Les cadences de production ont été considérablement réduites ces derniers mois, Bombardier produisant normalement au moins 10 CRJ par trimestre. De plus une nouvelle baisse de la production a été officiellement annoncée en septembre pour pallier la baisse des commandes à court terme. Cette nouvelle réduction sera effective à partir de janvier prochain. Nous sommes bien loin de l’époque révolue de la « jet mania » où plus d’une dizaine de CRJ sortait de la ligne d’assemblage de Mirabel chaque mois.

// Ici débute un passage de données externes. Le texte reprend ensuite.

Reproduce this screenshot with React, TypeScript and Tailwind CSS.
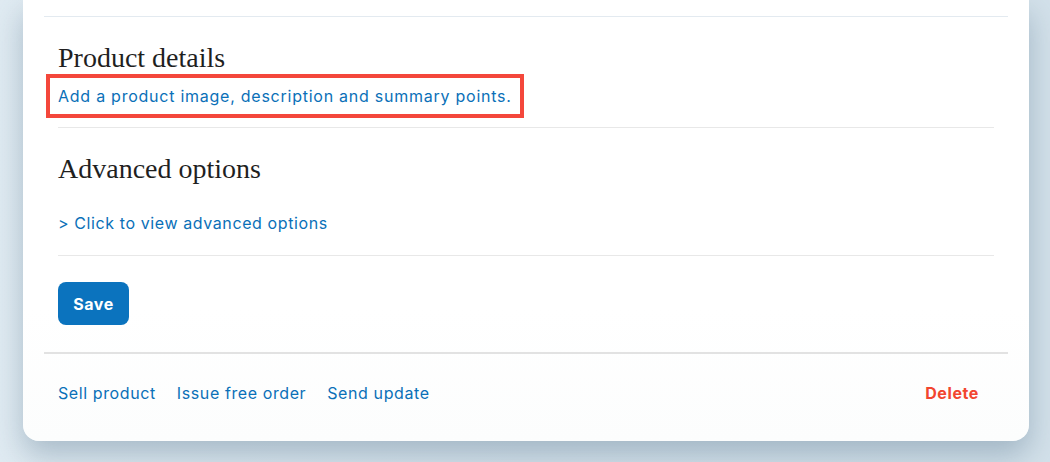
import React from 'react';

const sans = "font-['Inter','Noto_Sans',sans-serif] tracking-[0.6px]";
const serif = "font-['Liberation_Serif','Times_New_Roman',serif] tracking-normal";

const App: React.FC = () => {
    return (
        <div className="w-[1050px] h-[462px] overflow-hidden bg-gradient-to-r from-[#e0ebf2] via-[#d5e2eb] to-[#d3e1ea]">
            <div className="pl-[23px]">
                <div className={`w-[1006px] bg-gradient-to-b from-white from-70% to-[#fcfdfd] rounded-b-2xl shadow-[0_14px_30px_rgba(70,100,125,0.35)] pt-4 pb-[36px] px-[21px] ${sans}`}>
                    <div className="h-px bg-[#e3eaf0]" />

                    <div className="px-[14px]">
                        <h2 className={`mt-[25px] text-[28px] leading-[32px] text-[#1f1f1f] ${serif}`}>Product details</h2>
                        <div className="-ml-[12px] inline-block border-4 border-[#f4473b] px-[8px] py-[6px]">
                            <a className="block text-[16px] leading-[24px] tracking-[0.75px] text-[#0a70b8]">
                                Add a product image, description and summary points.
                            </a>
                        </div>
                        <div className="mt-[9px] h-px bg-[#e8e8e8]" />

                        <h2 className={`mt-[25px] text-[28px] leading-[32px] text-[#1f1f1f] ${serif}`}>Advanced options</h2>
                        <a className="block mt-[26px] text-[16px] leading-[24px] text-[#0a70b8]">&gt; Click to view advanced options</a>
                        <div className="mt-[20px] h-px bg-[#e8e8e8]" />

                        <button className="mt-[26px] h-[43px] w-[71px] rounded-lg bg-[#0b73be] text-white text-[16px] font-bold">
                            Save
                        </button>
                    </div>

                    <div className="mt-[27px] h-[2px] bg-[#e2e2e2]" />

                    <div className="mt-[27px] px-[14px] flex items-center text-[16px] leading-[24px]">
                        <div className="flex gap-[21px] text-[#0a70b8]">
                            <a>Sell product</a>
                            <a>Issue free order</a>
                            <a>Send update</a>
                        </div>
                        <a className="ml-auto mr-[15px] font-bold text-[#f2452f]">Delete</a>
                    </div>
                </div>
            </div>
        </div>
    );
};

export default App;
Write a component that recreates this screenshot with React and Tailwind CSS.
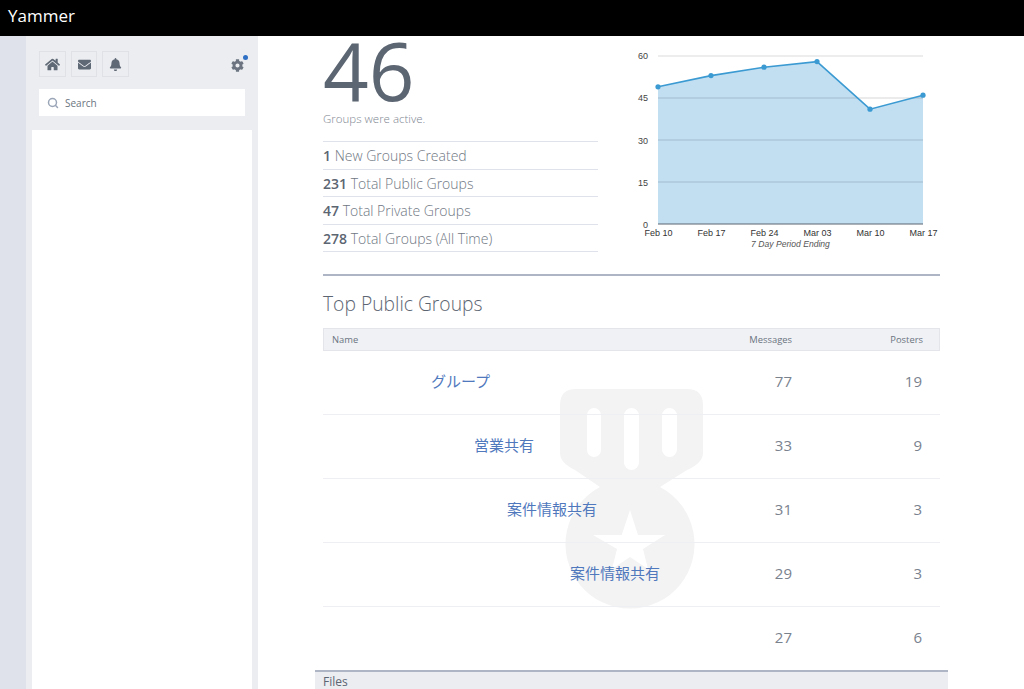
import { FaHome, FaEnvelope, FaBell, FaCog } from "react-icons/fa";
import { Search } from "lucide-react";

const stats = [
  ["1", "New Groups Created"],
  ["231", "Total Public Groups"],
  ["47", "Total Private Groups"],
  ["278", "Total Groups (All Time)"],
];

const rows = [
  { name: "グループ", pad: "pl-[108px]", messages: 77, posters: 19 },
  { name: "営業共有", pad: "pl-[151px]", messages: 33, posters: 9 },
  { name: "案件情報共有", pad: "pl-[184px]", messages: 31, posters: 3 },
  { name: "案件情報共有", pad: "pl-[247px]", messages: 29, posters: 3 },
  { name: "", pad: "", messages: 27, posters: 6 },
];

const points = [
  [658, 49],
  [711, 53],
  [764, 56],
  [817, 58],
  [870, 41],
  [923, 46],
].map(([x, v]) => [x - 620, 224 - 2.8 * v - 40]);

function Chart() {
  const line = points.map((p) => p.join(",")).join(" ");
  return (
    <svg width="330" height="220" viewBox="0 0 330 220" className="block">
      <polygon points={`38,184 ${line} 303,184`} fill="#c2dff2" />
      <line x1="38" x2="303" y1="16" y2="16" stroke="#000" strokeOpacity="0.14" />
      {[58, 100, 142].map((y) => (
        <line key={y} x1="38" x2="303" y1={y} y2={y} stroke="#000" strokeOpacity="0.16" />
      ))}
      <line x1="38" x2="303" y1="184" y2="184" stroke="#5b6470" />
      <polyline points={line} fill="none" stroke="#3b9ad2" strokeWidth="1.6" />
      {points.map(([x, y]) => (
        <circle key={x} cx={x} cy={y} r="2.6" fill="#3b9ad2" />
      ))}
      <g fontFamily="Liberation Sans, sans-serif" fontSize="9" fill="#444">
        {[
          ["60", 19],
          ["45", 61],
          ["30", 104],
          ["15", 146],
          ["0", 188],
        ].map(([t, y]) => (
          <text key={t} x="28" y={y} textAnchor="end">
            {t}
          </text>
        ))}
      </g>
      <g fontFamily="Liberation Sans, sans-serif" fontSize="9" fill="#333" textAnchor="middle">
        {["Feb 10", "Feb 17", "Feb 24", "Mar 03", "Mar 10", "Mar 17"].map((t, i) => (
          <text key={t} x={38.5 + i * 53} y="196">
            {t}
          </text>
        ))}
      </g>
      <text
        x="170.5"
        y="207"
        fontFamily="Liberation Sans, sans-serif"
        fontSize="8.6"
        fontStyle="italic"
        fill="#555"
        textAnchor="middle"
      >
        7 Day Period Ending
      </text>
    </svg>
  );
}

function Medal() {
  return (
    <svg width="143" height="220" viewBox="0 0 143 220" className="absolute left-[302px] top-[353px]">
      <path
        fillRule="evenodd"
        fill="#f3f3f3"
        d="M16 0H127Q143 0 143 16V64Q143 74 127 81L100 98A64.500 64.500 0 1 1 40 98L15 81Q0 74 0 64V16Q0 0 16 0Z
           M34 19A7 7 0 0 0 27 26V61A7 7 0 0 0 41 61V26A7 7 0 0 0 34 19Z
           M71.500 19A7.500 7.500 0 0 0 64 26.500V73.500A7.500 7.500 0 0 0 79 73.500V26.500A7.500 7.500 0 0 0 71.500 19Z
           M109.500 19A7.500 7.500 0 0 0 102 26.500V60.500A7.500 7.500 0 0 0 117 60.500V26.500A7.500 7.500 0 0 0 109.500 19Z
           M70 121L61.700 146H33L57 160L52 180L70 168L88 180L83 160L105 146H78Z"
      />
    </svg>
  );
}

export default function App() {
  return (
    <div className="h-[689px] w-[1024px] flex flex-col overflow-hidden bg-white font-['Open_Sans',sans-serif]">
      <header className="h-9 shrink-0 bg-black px-2 text-white text-[17px] leading-[31px]">Yammer</header>
      <div className="flex flex-1 min-h-0">
        <div className="w-[26px] shrink-0 bg-[#dfe2ea]" />
        <aside className="w-[232px] shrink-0 bg-[#ebedf1] flex flex-col px-1.5 pt-[15px]">
          <div className="flex items-center justify-between pl-[7px] pr-[8px] h-[26px]">
            <div className="flex gap-[5px]">
              <div className="w-[27px] h-[26px] border border-[#dfe1e6] flex items-center justify-center text-[#5f6875]">
                <FaHome size={15} />
              </div>
              <div className="w-[26px] h-[26px] border border-[#dfe1e6] flex items-center justify-center text-[#5f6875]">
                <FaEnvelope size={13} />
              </div>
              <div className="w-[27px] h-[26px] border border-[#dfe1e6] flex items-center justify-center text-[#5f6875]">
                <FaBell size={13} />
              </div>
            </div>
            <div className="relative mt-[3px] text-[#6b7480]">
              <FaCog size={13} />
              <span className="absolute -top-[4px] -right-[4px] w-[5px] h-[5px] rounded-full bg-[#2f6fc4]" />
            </div>
          </div>
          <div className="mt-3 ml-[7px] w-[206px] h-[27px] bg-white flex items-center pl-2 gap-[6px] text-[10px] text-[#6b7480]">
            <Search size={12} strokeWidth={3} className="text-[#9aa5b8]" />
            <span className="mt-[1px]">Search</span>
          </div>
          <div className="mt-3.5 flex-1 bg-white" />
        </aside>
        <main className="flex-1 min-w-0 flex flex-col">
          <div className="relative flex-1 min-h-0 overflow-hidden pl-[65px] w-[682px]">
            <Medal />
            <div className="relative flex h-[238px]">
              <div className="w-[275px] shrink-0">
                <div className="text-[80px] font-normal leading-[67px] text-[#5c6572]">46</div>
                <div className="mt-2 text-[11.500px] font-light text-[#7d8590] leading-[16px]">Groups were active.</div>
                <div className="mt-[14px] border-t border-[#dfe2ea]">
                  {stats.map(([n, label]) => (
                    <div
                      key={n}
                      className="h-[27.500px] border-b border-[#dfe2ea] text-sm font-light text-[#6f7783] leading-[27px]"
                    >
                      <span className="font-semibold text-[#5c6572]">{n}</span> {label}
                    </div>
                  ))}
                </div>
              </div>
              <div className="ml-[22px]">
                <div className="mt-1">
                  <Chart />
                </div>
              </div>
            </div>
            <div className="relative border-t-2 border-[#aeb6c6]">
              <h2 className="mt-[13px] text-[19.300px] font-light text-[#5c6572] leading-[30px]">Top Public Groups</h2>
              <div className="mt-[9px] h-[23px] pt-[1px] border border-[#e3e5ea] bg-[#f0f1f5] flex items-center text-[9.400px] text-[#6b7480]">
                <div className="flex-1 pl-2">Name</div>
                <div className="w-[100px] text-right">Messages</div>
                <div className="w-[147px] text-right pr-[16px]">Posters</div>
              </div>
              {rows.map((r, i) => (
                <div
                  key={i}
                  className="h-16 pb-[3px] border-b border-[#eeeff2] last:border-b-0 flex items-center text-[15px] text-[#7a828e]"
                >
                  <div className={`flex-1 text-[#4f78bd] font-normal font-['Noto_Sans_CJK_JP',sans-serif] ${r.pad}`}>
                    {r.name}
                  </div>
                  <div className="w-[100px] text-right">{r.messages}</div>
                  <div className="w-[148px] text-right pr-[18px]">{r.posters}</div>
                </div>
              ))}
            </div>
          </div>
          <div className="ml-[57px] w-[633px] h-[19px] shrink-0 border-t-2 border-[#aeb6c6] bg-[#ebedf1] pl-2 text-xs text-[#5c6572] leading-[20px]">
            Files
          </div>
        </main>
      </div>
    </div>
  );
}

Le turbopropulseur Q400 s’essouffle aussi
Mais des incertitudes existent aussi pour la famille Dash 8, avec une baisse significative des commandes depuis le début de l’année, le Q400 étant plus pénalisé que l’ATR 72 dans une conjoncture économique défavorable à cause de son coût d’acquisition plus élevé. De plus, le niveau actuel du prix du kérosène n’est pas pour faciliter les ventes d’un appareil dont la consommation en carburant est sensiblement plus élevée que celle de son concurrent européen, vitesse oblige.
La récente victoire d’ATR en Nouvelle-Zélande a été un coup dur pour Bombardier, une commande donnée pourtant largement acquise au Q400, Air Nelson opérant avec une flotte homogène de 23 DHC-8-Q300 de 50 places. Les commandes de Q400 accumulées depuis le début de l’année ne dépassent pas les 6 appareils fermes (Porter et Luxair) pour un total de 30 turbopropulseurs restant à livrer.

Le CRJ1000 (ici aux couleurs de Brit Air) pourrait bien être le dernier jet régional produit par Bombardier
Les cadences de livraisons pour le troisième trimestre restent encore relativement élevées compte tenu du backlog, 14 Q400 ayant été produits ses trois derniers mois. Tout porte ainsi à croire que l’avionneur canadien est sur le point de réduire massivement la production de son usine de Toronto dès les toutes prochaines semaines alors que son concurrent ATR a prévu d’augmenter progressivement sa production de 72 appareils l’année prochaine et jusqu’à 85 en 2014.
Pourtant Bombardier ne se montre pas particulièrement inquiet face aux ralentissements des ventes de ses turbopropulseurs. L’avionneur serait en discussion avec une dizaine de clients potentiels, dont des sociétés de leasing. De plus le projet d’allongement du Q400 figure toujours dans ses cartons (tout comme chez ATR), Bombardier n’ayant pas l’intention de sacrifier ses turbopropulseurs sur l’autel de son moyen-courrier CSeries.
Un nouveau partenariat en vue avec la Comac pour le CSeries
Bombardier et la Comac (Commercial Aircraft Corporation of China) ont annoncé en mars dernier la signature d’une entente stratégique en vue de saisir des opportunités de coopération sur les programmes C919 et CSeries.
Il est vrai que les deux avionneurs se positionnent désormais comme des concurrents directs d’Airbus et Boeing et que les deux futures familles d’appareils peuvent être vues comme complémentaires, même si la Comac propose également un appareil régional de 90 sièges : l’ARJ 21. Le plus gros appareil de la famille CSeries, le CS300, pourra accueillir un maximum de 125 passagers contre un minimum de 156 pour la version de base du C919.
Les détails de ce futur protocole d’accord entre les deux avionneurs pourraient être révélés vers la fin de l’année, mais il semble aujourd’hui clair que Bombardier ne voudra pas partager les risques du programme chinois dont la mise en service est toujours aussi floue (lire l’edito : Le C919 est-il crédible), ni ouvrir le capital de Bombardier à ses partenaires chinois.